Junto a estas dos solistas, destacó y mucho el excelente Tadeusz de Gyula Orendt, de una fuerza escénica sobresaliente y con unos medios vocales muy bien administrados. El extenso reparto está cuajado además de intervenciones notables por parte de muchos comprimarios, desde un entonadísimo Nikolai Schukoff como Walter a una estremecedora Anna Gobachyova-Ogilvie como Katja pasando por Olivia Doray como Yvette, Nadezhda Karyazina como Hannah, Lidia Vinyes-Curtis como Krzystyna o Marta Fontanals-Simmons como Vlasta. 

La música de Weinberg encuentra una solvente traductora en la batuta de la mestra lituana Mirga Gražinytė-Tyla, en la que es su primera vez dirigiendo ópera en España. La autoridad de esta directora para con la música de Weinberg es incontestable. No en vano ha llevado al disco varias de las sinfonias de Weinberg, bajo el sello de Deutsche Grammophon.

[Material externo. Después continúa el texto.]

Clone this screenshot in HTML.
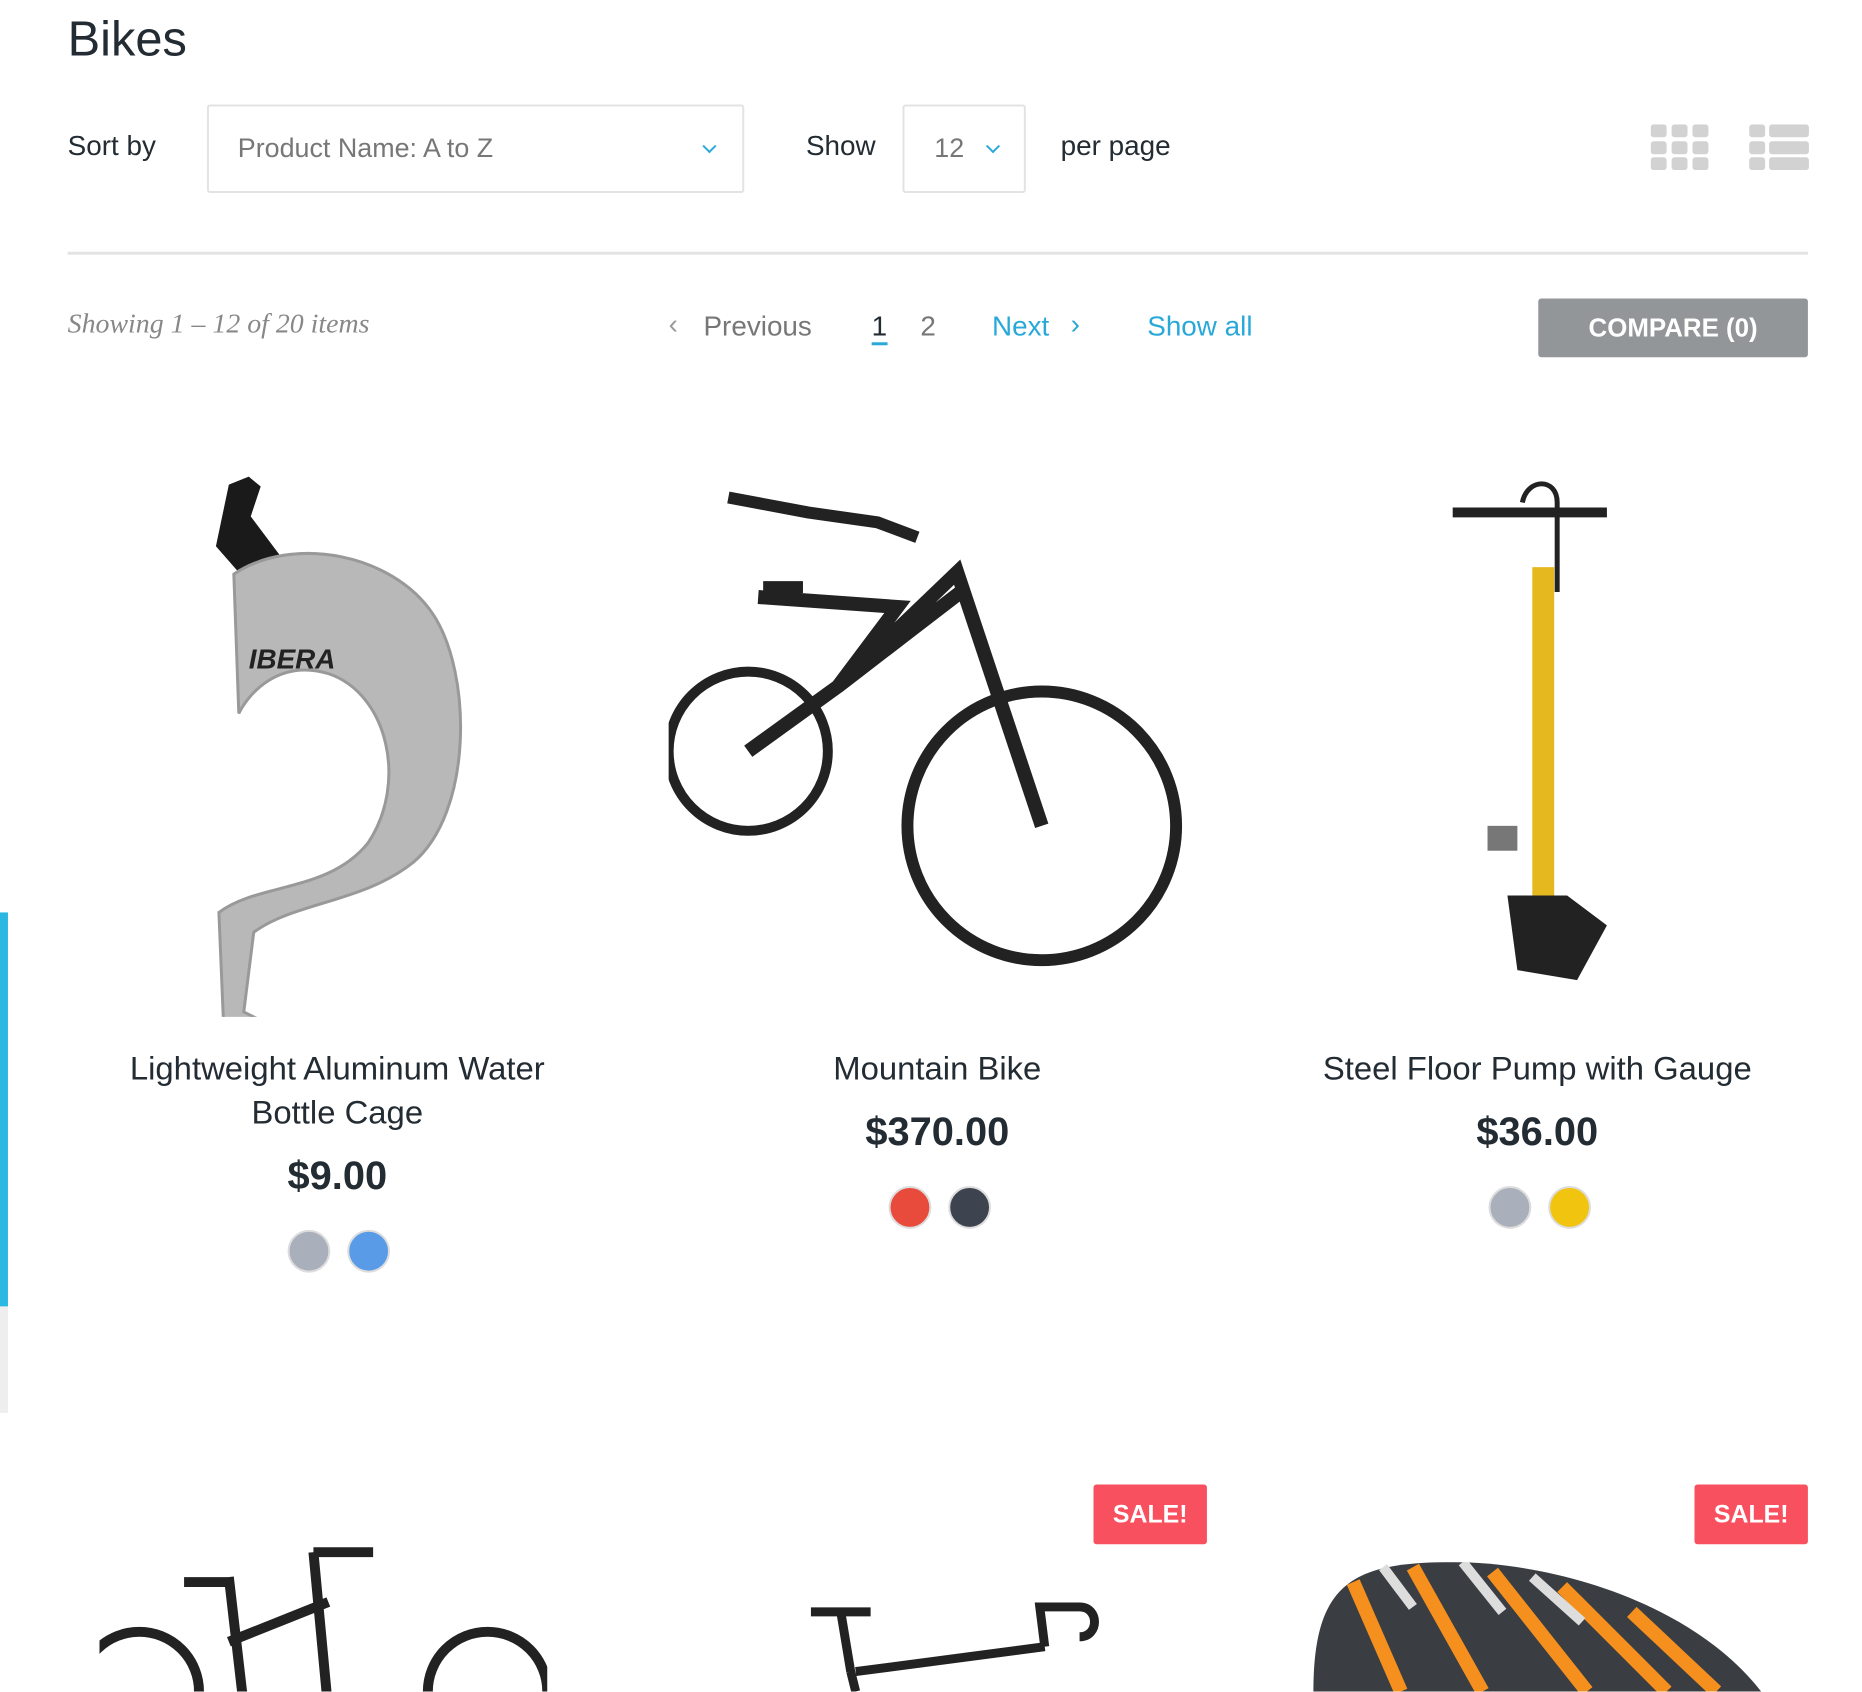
<!DOCTYPE html>
<html><head><meta charset="utf-8"><style>
*{margin:0;padding:0;box-sizing:border-box}
body{width:1862px;height:1680px;overflow:hidden;background:#fff;font-family:"Liberation Sans",sans-serif;color:#232b33;position:relative}
#w{position:absolute;left:0;top:0;width:1862px;height:1700px;transform:scale(0.995);transform-origin:0 0}
.a{position:absolute;white-space:nowrap}
.sel{position:absolute;border:2px solid #e3e3e3;border-radius:3px}
.chev{position:absolute;width:10px;height:10px;border-right:2px solid #2aa9d9;border-bottom:2px solid #2aa9d9;transform:rotate(45deg)}
.name{position:absolute;width:500px;text-align:center;font-size:33px;line-height:44px;color:#232b33}
.price{position:absolute;width:500px;text-align:center;font-size:40px;font-weight:bold}
.sw{position:absolute;width:43px;height:43px;border-radius:50%;border:2px solid #ddd}
.sale{position:absolute;background:#f9505f;color:#fff;font-weight:bold;font-size:25px;text-align:center;line-height:60px;width:114px;height:60px;border-radius:3px}
</style></head><body><div id="w">
<div class="a" style="left:68px;top:12px;font-size:49px">Bikes</div>
<div class="a" style="left:68px;top:131px;font-size:28px">Sort by</div>
<div class="sel" style="left:208px;top:105px;width:540px;height:89px"></div>
<div class="a" style="left:239px;top:134px;font-size:27px;color:#777">Product Name: A to Z</div>
<div class="chev" style="left:708px;top:142px"></div>
<div class="a" style="left:810px;top:131px;font-size:28px">Show</div>
<div class="sel" style="left:907px;top:105px;width:124px;height:89px"></div>
<div class="a" style="left:939px;top:134px;font-size:27px;color:#777">12</div>
<div class="chev" style="left:993px;top:142px"></div>
<div class="a" style="left:1066px;top:131px;font-size:28px">per page</div>
<svg class="a" style="left:1659px;top:125px" width="160" height="46">
<g fill="#d2d2d2">
<rect x="0" y="0" width="16" height="13" rx="3"/><rect x="21" y="0" width="16" height="13" rx="3"/><rect x="42" y="0" width="16" height="13" rx="3"/>
<rect x="0" y="17" width="16" height="13" rx="3"/><rect x="21" y="17" width="16" height="13" rx="3"/><rect x="42" y="17" width="16" height="13" rx="3"/>
<rect x="0" y="33" width="16" height="13" rx="3"/><rect x="21" y="33" width="16" height="13" rx="3"/><rect x="42" y="33" width="16" height="13" rx="3"/>
<rect x="99" y="0" width="16" height="13" rx="3"/><rect x="119" y="0" width="40" height="13" rx="3"/>
<rect x="99" y="17" width="16" height="13" rx="3"/><rect x="119" y="17" width="40" height="13" rx="3"/>
<rect x="99" y="33" width="16" height="13" rx="3"/><rect x="119" y="33" width="40" height="13" rx="3"/>
</g></svg>
<div class="a" style="left:68px;top:309px;width:1749px;height:3px;background:#e3e3e3;top:253px"></div>
<div class="a" style="left:68px;top:310px;font-size:28px;font-style:italic;font-family:'Liberation Serif',serif;color:#888">Showing 1 – 12 of 20 items</div>
<div class="a" style="left:672px;top:310px;font-size:28px;color:#999">‹</div>
<div class="a" style="left:707px;top:312px;font-size:28px;color:#777">Previous</div>
<div class="a" style="left:876px;top:312px;font-size:28px;color:#232b33">1</div>
<div class="a" style="left:876px;top:344px;width:16px;height:3px;background:#2aa9d9"></div>
<div class="a" style="left:925px;top:312px;font-size:28px;color:#777">2</div>
<div class="a" style="left:997px;top:312px;font-size:28px;color:#2aa9d9">Next</div>
<div class="a" style="left:1076px;top:310px;font-size:28px;color:#2aa9d9">›</div>
<div class="a" style="left:1153px;top:312px;font-size:28px;color:#2aa9d9">Show all</div>
<div class="a" style="left:1546px;top:300px;width:271px;height:59px;background:#939699;border-radius:3px;color:#fff;font-weight:bold;font-size:26px;text-align:center;line-height:59px">COMPARE (0)</div>
<div class="a" style="left:0;top:917px;width:8px;height:396px;background:#2ab8e3"></div>
<div class="a" style="left:0;top:1313px;width:8px;height:107px;background:#eee"></div>
<svg class="a" style="left:190px;top:477px" width="340" height="545">
<path d="M40 10 l20 -8 l12 10 l-10 30 l30 40 l10 20 l-40 10 l-35 -40z" fill="#1a1a1a"/>
<path d="M45 100 c60 -40 160 -20 200 40 c40 60 40 200 -20 250 c-50 40 -120 40 -160 70 l-10 80 l60 30 l-20 10 l-60 -20 l-5 -120 c40 -30 110 -20 150 -70 c40 -60 20 -150 -40 -170 c-50 -15 -80 20 -90 40z" fill="#b8b8b8" stroke="#999" stroke-width="3"/>
<text x="60" y="195" font-size="28" font-weight="bold" font-style="italic" fill="#222" font-family="Liberation Sans">IBERA</text>
</svg>
<svg class="a" style="left:672px;top:480px" width="540" height="540" fill="none" stroke="#222">
<circle cx="80" cy="275" r="80" stroke-width="10"/>
<circle cx="375" cy="350" r="135" stroke-width="12"/>
<path d="M80 275 L170 210 L290 95 L375 350 M170 210 L230 130 L90 120 M170 210 L300 110" stroke-width="14"/>
<path d="M95 110 h40 M60 20 l80 15 l70 10 l40 15" stroke-width="12"/>
</svg>
<svg class="a" style="left:1455px;top:480px" width="180" height="540">
<path d="M5 35 h155" stroke="#222" stroke-width="10"/>
<path d="M75 25 c5 -25 35 -25 35 0 v90" stroke="#222" stroke-width="5" fill="none"/>
<rect x="85" y="90" width="22" height="340" fill="#e5b820"/>
<rect x="40" y="350" width="30" height="25" fill="#777"/>
<path d="M60 420 l60 0 l40 30 l-30 55 l-60 -10 z" fill="#222"/>
</svg>
<div class="name" style="left:89px;top:1052px">Lightweight Aluminum Water<br>Bottle Cage</div>
<div class="price" style="left:89px;top:1160px">$9.00</div>
<div class="sw" style="left:289px;top:1236px;background:#a9b0bc"></div>
<div class="sw" style="left:349px;top:1236px;background:#5a9be8"></div>
<div class="name" style="left:692px;top:1052px">Mountain Bike</div>
<div class="price" style="left:692px;top:1116px">$370.00</div>
<div class="sw" style="left:893px;top:1192px;background:#e84b3c"></div>
<div class="sw" style="left:953px;top:1192px;background:#3d444f"></div>
<div class="name" style="left:1295px;top:1052px">Steel Floor Pump with Gauge</div>
<div class="price" style="left:1295px;top:1116px">$36.00</div>
<div class="sw" style="left:1496px;top:1192px;background:#a9b0bc"></div>
<div class="sw" style="left:1556px;top:1192px;background:#f1c40f"></div>
<div class="sale" style="left:1099px;top:1492px">SALE!</div>
<div class="sale" style="left:1703px;top:1492px">SALE!</div>
<svg class="a" style="left:100px;top:1550px" width="450" height="150" fill="none" stroke="#222" stroke-width="10">
<path d="M130 35 l15 130 M215 10 l15 160 M130 100 L230 60 M85 40 h50 M215 10 h60"/>
<circle cx="40" cy="150" r="60"/><circle cx="390" cy="150" r="60"/>
</svg>
<svg class="a" style="left:800px;top:1600px" width="350" height="100" fill="none" stroke="#222" stroke-width="9">
<path d="M15 20 h60 M45 20 l10 60 M60 80 L250 55 M250 55 l-5 -40 h40 c20 0 20 30 0 30 M55 80 l5 20"/>
</svg>
<svg class="a" style="left:1300px;top:1570px" width="470" height="130">
<path d="M20 130 C20 20 60 0 160 0 C260 0 400 40 470 130 Z" fill="#3a3d42"/>
<path d="M60 20 l48 110 M120 5 l70 125 M200 10 l95 120 M270 25 l105 105 M340 50 l85 80" stroke="#f5901e" stroke-width="14"/>
<path d="M90 5 l30 40 M170 0 l40 50 M240 15 l50 45" stroke="#ddd" stroke-width="10"/>
</svg>
</div></body></html>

Lo cierto es que Mirga Gražinytė-Tyla sabe dominar el foso con concisión, en la búsqueda de un sonido que pudiera parecer seco en ocasiones pero que traslada de hecho una tensión teatral sobresaliente, sin perder de vista la complejidad y riqueza tímbrica de la obra, una partitura con ecos verdaderamente poliédricos, con instantes que recuerdan por supuesto a Shostakovich pero también a Prokofiev e incluso a Britten.

En este plano, cabe elogiar esta vez el gran trabajo de la Orquesta Sinfónica de Madrid, lo mismo que los miembros del coro titular del teatro, cuya parte se había traducido al castellano, siguendo la máxima que Joan Matabosch explica en el programa, pues a modo de observadores representan a los espectadores contemporáneos que certifican esos terribles hechos del pasado.

Presentada después del espléndido Lear de Reimann, y en la antesala de una atractiva propuesta sobre La voz humana, con La pasajera el Teatro Real ha hilado aquí una serie de espectáculos de irreprochable factura. Una ópera de necesario conocimiento, servida además de un modo irreprochable.